Names of RHI signed up businesses published next week
Posted By: January 19, 2017
Claire Simpson. Irish News. Belfast. Thursday, January 19, 2017
THE names of all businesses who are recipients of the Renewable Heat Incentive scheme are to be published next week, the economy minister has said.
Simon Hamilton, a DUP MLA, said: “complete openness and transparency” was needed in connection with the botched RHI scheme, which could cost taxpayers up to £490 million.
However, he said he could only release information in “accordance with his legal obligations.”
Mr. Hamilton told the assembly yesterday that his department had written to every recipient of the non-domestic RHI scheme last month indicating he wanted to publish the businesses’ details.

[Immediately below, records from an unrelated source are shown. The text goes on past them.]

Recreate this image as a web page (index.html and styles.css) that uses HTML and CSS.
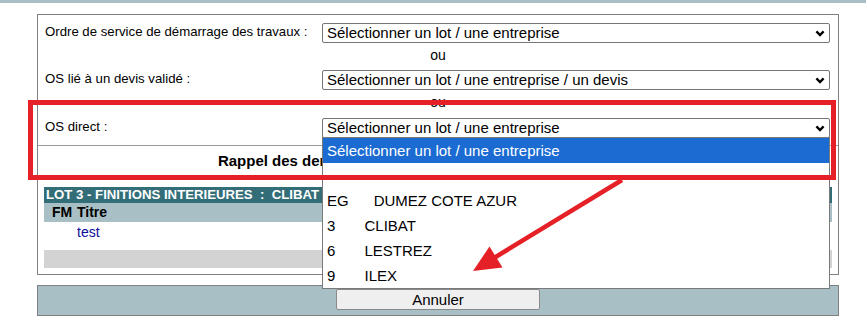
FILE: index.html
```html
<!DOCTYPE html>
<html lang="fr">
<head>
<meta charset="utf-8">
<title>Ordre de service</title>
<link rel="stylesheet" href="styles.css">
</head>
<body>
<div class="topbar"></div>
<div class="panel">
  <div class="form">
    <div class="row">
      <label class="lbl">Ordre de service de démarrage des travaux :</label>
      <select class="sel"><option>Sélectionner un lot / une entreprise</option></select>
    </div>
    <div class="ou ou1">ou</div>
    <div class="row">
      <label class="lbl">OS lié à un devis validé :</label>
      <select class="sel"><option>Sélectionner un lot / une entreprise / un devis</option></select>
    </div>
    <div class="ou ou2">ou</div>
    <div class="row">
      <label class="lbl">OS direct :</label>
      <select class="sel"><option>Sélectionner un lot / une entreprise</option></select>
    </div>
  </div>
  <div class="rappel">Rappel des derniers ordres de service émis pour ce chantier :</div>
  <div class="lots">
    <div class="lot-title">LOT 3 - FINITIONS INTERIEURES &nbsp;:&nbsp; CLIBAT</div>
    <div class="lot-head"><span class="c-fm">FM</span><span>Titre</span></div>
    <div class="lot-row"><span class="c-fm"></span><a class="lnk">test</a></div>
    <div class="lot-foot"></div>
  </div>
</div>
<div class="footer">
  <button class="btn">Annuler</button>
</div>

<div class="dropdown">
  <div class="opt opt-on">Sélectionner un lot / une entreprise</div>
  <div class="opt"></div>
  <div class="opt">EG&nbsp;&nbsp;&nbsp;&nbsp;&nbsp;&nbsp;DUMEZ COTE AZUR</div>
  <div class="opt">3&nbsp;&nbsp;&nbsp;&nbsp;&nbsp;&nbsp;&nbsp;CLIBAT</div>
  <div class="opt">6&nbsp;&nbsp;&nbsp;&nbsp;&nbsp;&nbsp;&nbsp;LESTREZ</div>
  <div class="opt">9&nbsp;&nbsp;&nbsp;&nbsp;&nbsp;&nbsp;&nbsp;ILEX</div>
</div>

<svg class="annot" width="866" height="332" viewBox="0 0 866 332">
  <rect x="30.5" y="102.5" width="803" height="75" fill="none" stroke="#e52026" stroke-width="5"/>
  <line x1="622" y1="180" x2="494" y2="258" stroke="#e52026" stroke-width="4.5"/>
  <polygon points="473,271 489.5,246.5 502.5,267.5" fill="#e52026"/>
</svg>
</body>
</html>
```
FILE: styles.css
```css
html, body {
  margin: 0;
  padding: 0;
  background: #ffffff;
}
body {
  position: relative;
  width: 866px;
  height: 332px;
  overflow: hidden;
  font-family: "Liberation Sans", Arial, sans-serif;
  color: #000;
}
.topbar {
  height: 3px;
  background: #a9bfc6;
}
.panel {
  margin: 11px 0 0 37px;
  width: 800px;
  height: 259px;
  border: 1px solid #808080;
  display: flex;
  flex-direction: column;
}
.form {
  padding: 8px 0 0 7px;
  border-bottom: 1px solid #9a9a9a;
  height: 131px;
  box-sizing: border-box;
  flex: none;
}
.row {
  display: grid;
  grid-template-columns: 277px 508px;
  height: 20px;
}
.lbl {
  font-size: 13.2px;
  line-height: 16px;
  padding-top: 1px;
  white-space: nowrap;
}
.sel {
  -webkit-appearance: none;
  appearance: none;
  font-family: "Liberation Sans", Arial, sans-serif;
  font-size: 15px;
  height: 20px;
  width: 508px;
  margin: 0;
  padding: 0 0 0 4px;
  border: 1px solid #767676;
  border-radius: 2px;
  background: #fff url("data:image/svg+xml;utf8,<svg xmlns='http://www.w3.org/2000/svg' width='10' height='7' viewBox='0 0 10 7'><path d='M1.4 1.4 L5 5 L8.6 1.4' fill='none' stroke='black' stroke-width='2.3'/></svg>") no-repeat right 4px center;
  color: #000;
  line-height: 18px;
}
.ou {
  font-size: 14px;
  text-align: center;
  padding-right: 7px;
  line-height: 16px;
}
.ou1 { height: 27px; padding-top: 4px; box-sizing: border-box; }
.ou2 { height: 28px; padding-top: 4px; box-sizing: border-box; }
.rappel {
  font-size: 15px;
  font-weight: bold;
  text-align: center;
  height: 41px;
  line-height: 17px;
  padding-top: 6px;
  box-sizing: border-box;
  flex: none;
  white-space: nowrap;
}
.lots {
  margin: 0 6px;
}
.lot-title {
  height: 16px;
  background: #336e78;
  color: #fff;
  font-size: 13.2px;
  font-weight: bold;
  line-height: 16px;
  padding-left: 2px;
  white-space: nowrap;
}
.lot-head {
  height: 19px;
  background: #a9bfc6;
  font-size: 14px;
  font-weight: bold;
  line-height: 19px;
  display: flex;
}
.c-fm {
  width: 33px;
  padding-left: 8px;
  box-sizing: border-box;
}
.lot-row {
  height: 28px;
  font-size: 14px;
  line-height: 20px;
  display: flex;
}
.lnk {
  color: #0c0c9c;
}
.lot-foot {
  height: 18px;
  background: #d3d3d3;
}
.footer {
  margin: 10px 0 0 37px;
  width: 800px;
  height: 26px;
  border: 1px solid #808080;
  background: #a9bfc6;
  display: flex;
  justify-content: center;
  align-items: flex-start;
  padding-top: 3px;
}
.btn {
  width: 204px;
  height: 21px;
  margin: 0;
  padding: 0;
  font-family: "Liberation Sans", Arial, sans-serif;
  font-size: 15px;
  color: #000;
  background: #efefef;
  border: 1px solid #8a8a8a;
  border-radius: 2px;
  line-height: 19px;
}
.dropdown {
  position: absolute;
  left: 322px;
  top: 137px;
  width: 506px;
  border: 1px solid #7a7a7a;
  background: #fff;
  font-size: 15px;
}
.opt {
  height: 25px;
  line-height: 25px;
  padding-left: 4px;
  white-space: nowrap;
}
.opt-on {
  background: #1b6bd3;
  color: #fff;
}
.annot {
  position: absolute;
  left: 0;
  top: 0;
  pointer-events: none;
}
```
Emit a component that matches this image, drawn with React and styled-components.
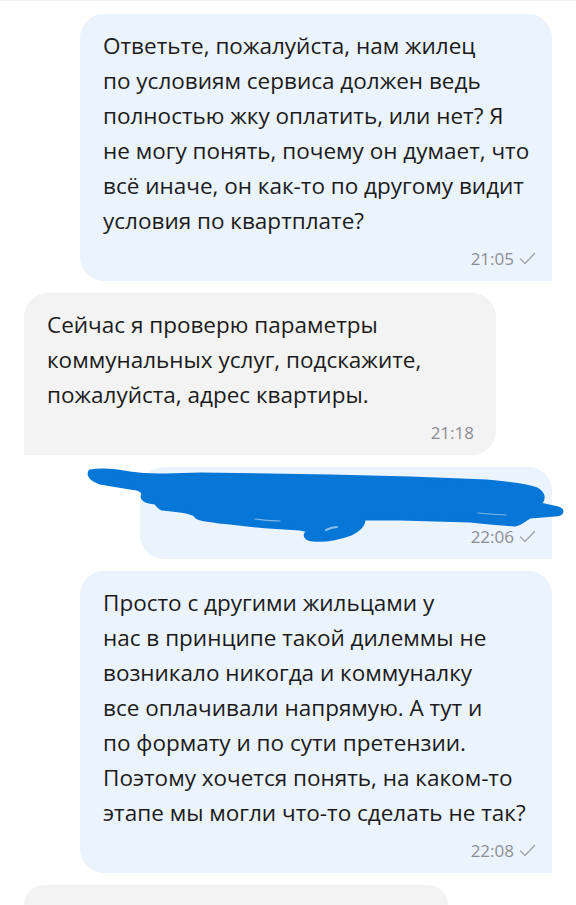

“The department is currently analyzing the responses received and are following a clear process as required under section 10 of the 1998 Data Protection Act,” he said.
“The process will balance the competing interests of transparency and the right to privacy and protection in accordance with the law.
“I anticipate that the process will be concluded by the beginning of next week and it would be my intention to
publish RHI recipient details on Wednesday, January 25.”
Sinn Féin MLA Conor Murphy, however, questioned Mr. Hamilton’s decision to postpone publication and said the names should be published “immediately.”
“In the light of ongoing revelations around the DUP’s handling of the RHI scheme the public want to know are there any conflicts of interest as a result of family, business or political connections,” he said.
“Simon Hamilton has at long last bowed to public pressure and committed to releasing the names of beneficiaries.
“However, he has put back publication of the list to January 25 in what looks like an effort to avoid proper scrutiny.
“The public demands full transparency and accountability around the RHI scheme, which has been associated with allegations of corruption. An independent investigation is the best way to achieve this.”
Some biomass boiler owners have said they do not want their names to be made public.
In a letter sent to the Department of the Economy earlier this week, a solicitor
representing some RHI recipients said they “do not consent to their details being published as requested.”
The Ulster Farmers’ Union has previously said it has advised members who are recipients of the scheme not to give permission for their names to be published unless their use of boilers had been audited.
Mr. Hamilton has previously admitted a large number of recipients were gaining “supernormal profits from the scheme.”
He told the assembly on Monday a degree of “fraud” had been involved in the initiative.
Energy regulator Ofgem, who are auditing RHI boilers, said last week that of the 63 installations they had looked at, 33 had their payments suspended, including for technical issues.
Payment was recovered from four of the installations. Another five had their payments resumed after the investigation.